А потом вдруг Добронравов исчез. И в последний год был у нас раза два. Я понял, хотя и боялся себе сказать: «"Черноризца" он не пишет!» И все как-то отводило от этого разговора. Добронравов рассказывал советские анекдоты:

«Ленин помер, а дело его живет!» (Записка, оставленная ворами в ювелирном магазине).

«Русская колония празднует свой праздник!» (Ответ иностранцу, что значит – звонят колокола в Москве на Святой).

«Авторская скромность». (Надпись на деньгах).

И странно, рассказывал он очень просто, безо всякой «мантии» и ни одного «оперного» оборота.

Нынче на Пасху – 1 мая – забрались мы в церковь спозаранку. Пугали нас: трамвай в 8 прекратится, и народу найдет, затолкают. Вот мы с 8-и и стали. Стою и дремлю и озноб – будет жарко, нечем дышать, вот наверху окно и отворено. Так – идешь по Никольской, а у Пантелеймона стоят по стенке, дожидаются: мощи привезут! – стою и жду. В церковь зашел Добронравов: к плащанице приложиться и свечку поставить. – Он был очень болен: крупозное воспаление легких, недавно из больницы. Но выглядел ничего – очень только бледный – а нарядный такой. Я свое: о «Черноризце». Но он рукой так – пенсне поправил.

«Ну что нового на Олимпе?»

«Мне – насчет "Олимпа" –!? – И прошу: собрать бы те главы "Черноризца", что он написал, – и мне дайте, я придумаю!»

И простились.

В последний раз. На Преполовение (середа 4-й недели) помер: недели не пролежал, «вдруг одно легкое истлело» – скоротечная чахотка!

А когда он приехал в Париж, к кому я только не приставал: «послушайте, "Черноризца" Добронравов прочитает!»

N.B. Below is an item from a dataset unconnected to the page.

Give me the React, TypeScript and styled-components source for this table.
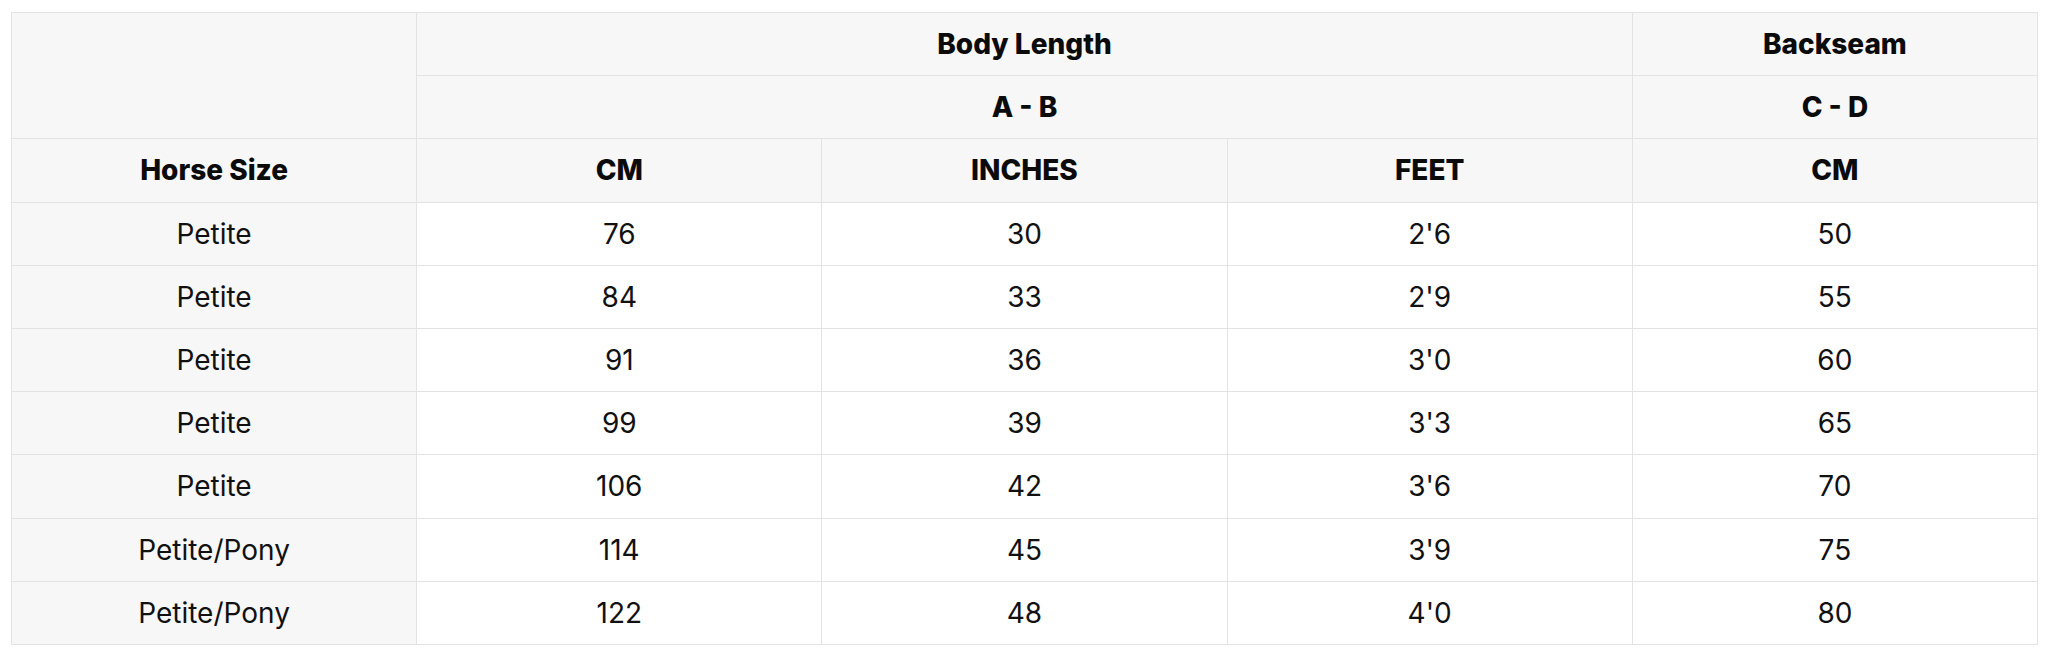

«Какой Добронравов?» (а были: «какой Тихонравов?») – вижу, никто не знает.

263


«Добронравов, автор "Новой бурсы" (нет, не слыхали! – Разумник Васильевич, Добронравов помер!), автор "Новой бурсы", родной брат Левитова (с его "белой дорожкой", открывшейся ему весной!), Слепцов (с его "фе-фе-фофем"), Николая Вас. Успенского (с жестокими рассказами и жесточайшим концом: в Москве зарезался), русский из русских – –».